Niklas Simon erhält einen IANUS-Preis 2022 für seine Dissertation im Fachgebiet Germanistik mit dem Titel „Text:Welt:Rhetorik: Zur Wissenskonstitution in der Neonicotinoid-Debatte”. Darin untersucht er die rhetorischen Strategien, mit denen Agrarindustrie und Umweltschutzorganisationen im Streit um Pestizide aus der Klasse der Neonicotinoide wissenschaftliches Wissen um die Schädlichkeit der Stoffe zu verfestigen und mit (v.a. politischen) Handlungsoptionen in Verbindungen zu bringen. Anhand der linguistischen Analyse von Informationsbroschüren, die die Akteur:innen auf ihren Homepages zur Verfügung stellen, zeigt er auf, dass das Wissen und Handlungsapelle in spezifische Wirklichkeitsentwürfe eingebettet sind. Diese beinhalten nicht nur argumentative Gemeinplätze über verantwortungsvolles Handeln und differierende Vorstellungen von Landwirtschaftssystemen, sondern sich auch bspw. durch emotionsbezogene Perspektivierungen der Giftstoffe als selbstständig Handelnder u.ä. unterscheiden. Insbesondere spielt auch die Art und Weise eine Rolle, wie die Akteur:innen die jeweiligen Leser:innen ansprechen: Während die Agrarindustrie vorgibt, eine interessiert-skeptische Leserin über eine kontrovers geführte Debatte aufzuklären, verfahren die Umweltschutzorganisationen vor allem affirmativ und bestätigen bei einer Leserin offenbar bereits bestehende Befürchtungen. Die Ergebnisse legen nahe, dass eine interessierte Laiin, die an der gesellschaftlichen Debatte partizipieren möchte, auch über eine rhetorisch-hermeneutische Textkompetenz verfügen muss, die es ihr ermöglicht im Umgang mit Texten rhetorische Strategien zu reflektieren und sich somit in ihrer individuellen Meinungsbildung zu emanzipieren. Betreut wurde die Arbeit von Prof. Dr. Nina Janich (Germanistik – Angewandte Linguistik, Fachbereich Gesellschafts- und Geschichtswissenschaften).

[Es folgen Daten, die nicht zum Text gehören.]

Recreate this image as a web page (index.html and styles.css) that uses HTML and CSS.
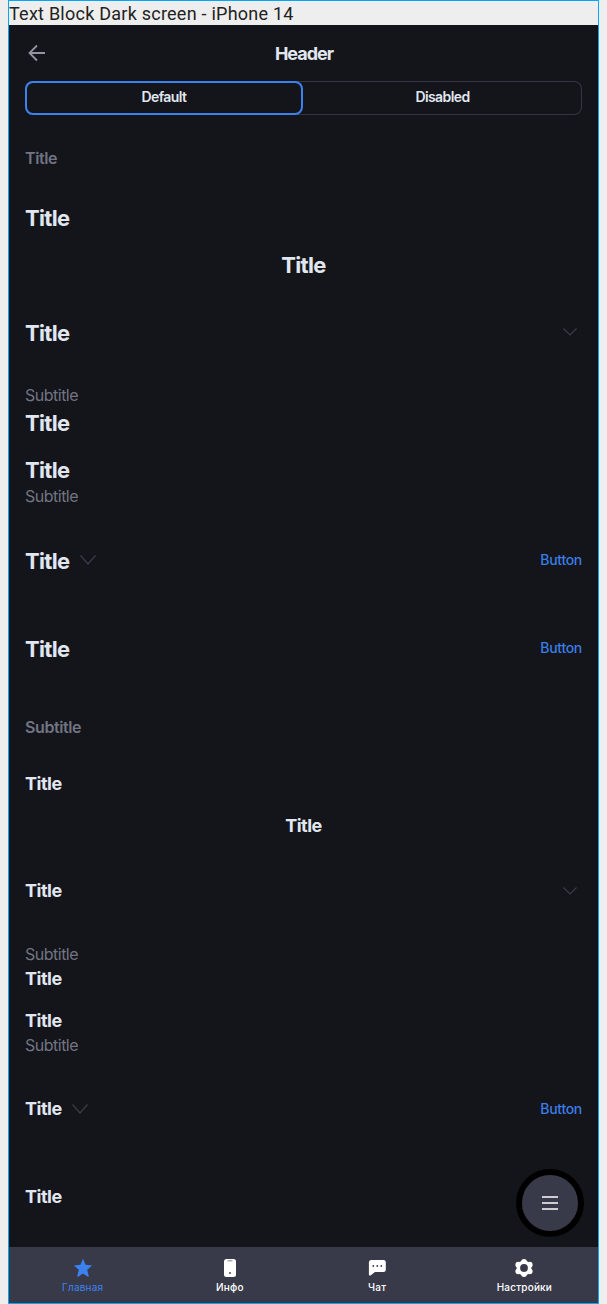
FILE: index.html
```html
<!DOCTYPE html>
<html lang="ru">
<head>
<meta charset="utf-8">
<title>Text Block</title>
<link rel="stylesheet" href="styles.css">
</head>
<body>
<div class="frame">
  <div class="caption">Text Block Dark screen - iPhone 14</div>
  <main class="screen">
    <header class="header">
      <svg class="back" viewBox="0 0 18 18"><path d="M17 9H2M9 1.5L1.5 9L9 16.5"/></svg>
      <h1 class="heading">Header</h1>
      <span class="back"></span>
    </header>
    <div class="tabs">
      <div class="tab tab-active">Default</div>
      <div class="tab">Disabled</div>
    </div>

    <section class="blocks large">
      <div class="label label-title">Title</div>
      <div class="title g36">Title</div>
      <div class="title centered g19">Title</div>
      <div class="row g40"><div class="title">Title</div><svg class="chev-end" viewBox="0 0 14 8"><path d="M.5.5L7 7L13.5.5"/></svg></div>
      <div class="subtitle g38">Subtitle</div>
      <div class="title g4">Title</div>
      <div class="title g19">Title</div>
      <div class="subtitle g2">Subtitle</div>
      <div class="row g41"><div class="title">Title</div><svg class="chev" viewBox="0 0 16 10"><path d="M.5.5L8 9L15.5.5"/></svg><a class="button">Button</a></div>
      <div class="row g60"><div class="title">Title</div><a class="button">Button</a></div>
    </section>

    <section class="blocks small">
      <div class="label">Subtitle</div>
      <div class="title g36">Title</div>
      <div class="title centered g20">Title</div>
      <div class="row g43"><div class="title">Title</div><svg class="chev-end" viewBox="0 0 14 8"><path d="M.5.5L7 7L13.5.5"/></svg></div>
      <div class="subtitle g42">Subtitle</div>
      <div class="title g4">Title</div>
      <div class="title g20">Title</div>
      <div class="subtitle g3">Subtitle</div>
      <div class="row g43"><div class="title">Title</div><svg class="chev" viewBox="0 0 16 10"><path d="M.5.5L8 9L15.5.5"/></svg><a class="button">Button</a></div>
      <div class="title g66">Title</div>
    </section>

    <nav class="nav">
      <div class="item item-active">
        <svg class="icon" viewBox="0 0 20 20"><path d="M10 .8l2.6 6 6.6.6-5 4.400 1.600 6.400c.1.6-.4.8-.9.5L10 15.600l-4.900 3.100c-.5.3-1 .1-.9-.5l1.600-6.400-5-4.400 6.600-.6z"/></svg>
        <span>Главная</span>
      </div>
      <div class="item">
        <svg class="icon" viewBox="0 0 20 20"><rect x="4" y="1" width="12" height="18" rx="2.500"/><path class="cut" d="M7.500 2.700h5"/><circle class="dot" cx="10" cy="15" r=".9"/></svg>
        <span>Инфо</span>
      </div>
      <div class="item">
        <svg class="icon" viewBox="0 0 20 20"><path d="M4 2h12.500a2.300 2.300 0 0 1 2.300 2.300v7.400a2.300 2.300 0 0 1-2.300 2.300H8l-4.200 3.200c-1 .7-1.900.3-1.900-.8V4.300A2.300 2.300 0 0 1 4 2z"/><g class="dot"><circle cx="6.300" cy="8" r=".9"/><circle cx="10.300" cy="8" r=".9"/><circle cx="14.300" cy="8" r=".9"/></g></svg>
        <span>Чат</span>
      </div>
      <div class="item">
        <svg class="icon" viewBox="0 0 20 20"><circle cx="10" cy="10" r="7.400"/><circle cx="10" cy="3.900" r="2.900"/><circle cx="15.700" cy="6.700" r="2.900"/><circle cx="15.700" cy="13.300" r="2.900"/><circle cx="10" cy="16.100" r="2.900"/><circle cx="4.300" cy="13.300" r="2.900"/><circle cx="4.300" cy="6.700" r="2.900"/><circle class="dot" cx="10" cy="10" r="3.900"/></svg>
        <span>Настройки</span>
      </div>
    </nav>
    <div class="fab"><svg class="menu" viewBox="0 0 16 16"><path d="M0 2h16M0 8h16M0 14h16"/></svg></div>
  </main>
</div>
</body>
</html>
```

FILE: styles.css
```css
* { box-sizing: border-box; }
body {
  margin: 0;
  padding: 0 8px;
  background: #eeeeee;
  font-family: Inter, "Liberation Sans", sans-serif;
}
.frame {
  display: flex;
  flex-direction: column;
  width: 591px;
  height: 1304px;
  border: 1px solid #00a8fc;
}
.caption {
  height: 24px;
  font: 18px/25px Roboto, sans-serif;
  letter-spacing: 0.24px;
  color: #222;
  white-space: nowrap;
}
.screen {
  position: relative;
  display: flex;
  flex-direction: column;
  flex: 1;
  background: #14151a;
  color: #e1e7f1;
}
.header {
  display: flex;
  align-items: center;
  justify-content: space-between;
  height: 56px;
  padding: 0 18px 0 19px;
}
.back { width: 18px; height: 18px; fill: none; stroke: #92949f; stroke-width: 1.8; }
.heading { margin: 2px 0 0; font-size: 18px; line-height: 22px; font-weight: 650; letter-spacing: -1px; }
.tabs {
  display: flex;
  height: 34px;
  margin: 0 16px;
  border-radius: 8px;
  box-shadow: inset 0 0 0 1px #343541;
}
.tab { flex: 1; font-size: 14px; line-height: 32px; font-weight: 600; letter-spacing: -0.6px; text-align: center; }
.tab-active { flex: 0 0 278px; border-radius: 8px; box-shadow: inset 0 0 0 2px #3b82f0; }
.blocks { display: flex; flex-direction: column; padding: 0 16px; }
.large { padding-top: 33px; }
.small { padding-top: 54px; }
.label, .subtitle { font-size: 16px; line-height: 20px; color: #717482; letter-spacing: -0.5px; }
.label { font-weight: 600; letter-spacing: -0.4px; }
.title { font-weight: 700; }
.large .title { font-size: 22px; line-height: 28px; letter-spacing: -0.65px; }
.small .title { font-size: 18px; line-height: 22px; letter-spacing: -0.5px; }
.centered { text-align: center; }
.row { display: flex; align-items: center; }
.button { margin-left: auto; font-size: 14px; line-height: 20px; font-weight: 500; letter-spacing: -0.3px; color: #3b7de6; }
.large .button { margin-bottom: 2px; }
.chev, .chev-end { fill: none; stroke: #3b3c49; stroke-width: 1.2; }
.chev { width: 16px; height: 10px; margin-left: 10px; }
.large .chev { margin-bottom: 2px; }
.chev-end { width: 14px; height: 8px; margin: 0 5px 2px auto; }
.small .chev-end { margin-bottom: 0; }
.g2 { margin-top: 2px; }
.g3 { margin-top: 3px; }
.g4 { margin-top: 4px; }
.g19 { margin-top: 19px; }
.g20 { margin-top: 20px; }
.g36 { margin-top: 36px; }
.g38 { margin-top: 38px; }
.g40 { margin-top: 40px; }
.g41 { margin-top: 41px; }
.g42 { margin-top: 42px; }
.g43 { margin-top: 43px; }
.g60 { margin-top: 60px; }
.g66 { margin-top: 66px; }
.nav { display: flex; height: 56px; margin-top: auto; background: #383a49; color: #fff; }
.item {
  display: flex;
  flex: 1;
  flex-direction: column;
  align-items: center;
  padding-top: 11px;
  font-size: 10px;
  line-height: 14px;
  font-weight: 500;
  letter-spacing: 0.2px;
}
.item-active { color: #3b82f0; }
.item-active span { font-weight: 400; }
.icon { width: 20px; height: 20px; margin-bottom: 2px; fill: currentColor; }
.cut { fill: none; stroke: #a5a6ae; stroke-width: 1.5; }
.dot { fill: #383a49; }
.fab {
  position: absolute;
  right: 14px;
  bottom: 66px;
  display: flex;
  align-items: center;
  justify-content: center;
  width: 68px;
  height: 68px;
  border: 6px solid #000;
  border-radius: 50%;
  background: #383a49;
}
.menu { width: 16px; height: 16px; stroke: #fff; stroke-width: 1.6; }
```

Die Preisverleihung fand am Mi. 7. Dezember 2022 um 13:00 Uhr im Cybersicherheits-Gebäude (Pankratiusstr. 2, Darmstadt, S2/20, Raum 9/10 im EG). Eingeladen waren alle Mitglieder der TU Darmstadt sowie Angehörige der Preisträger*innen.
- 13:00-13:05 Begrüßung
- 13:05-13:50 Vorstellung der Preisträger*innen 2022
- Niklas Simon (moderiert von Christian Reuter)
- Helene Pleil (moderiert von Alfred Nordmann)
- Lilian Reichert (moderiert von Markus Lederer)
- Gemeinsames Foto
- 13:50-14:30 Empfang und informeller Austausch zu IANUS-Themen
Auch 2023 soll es einen IANUS-Preis geben (Einsendeschluss ist der 31. Juli 2023 für Arbeiten, die seit August 2021 abgeschlossen wurden). Weitere Informationen werden unter www.ianus.tu-darmstadt.de sowie www.peasec.de veröffentlicht.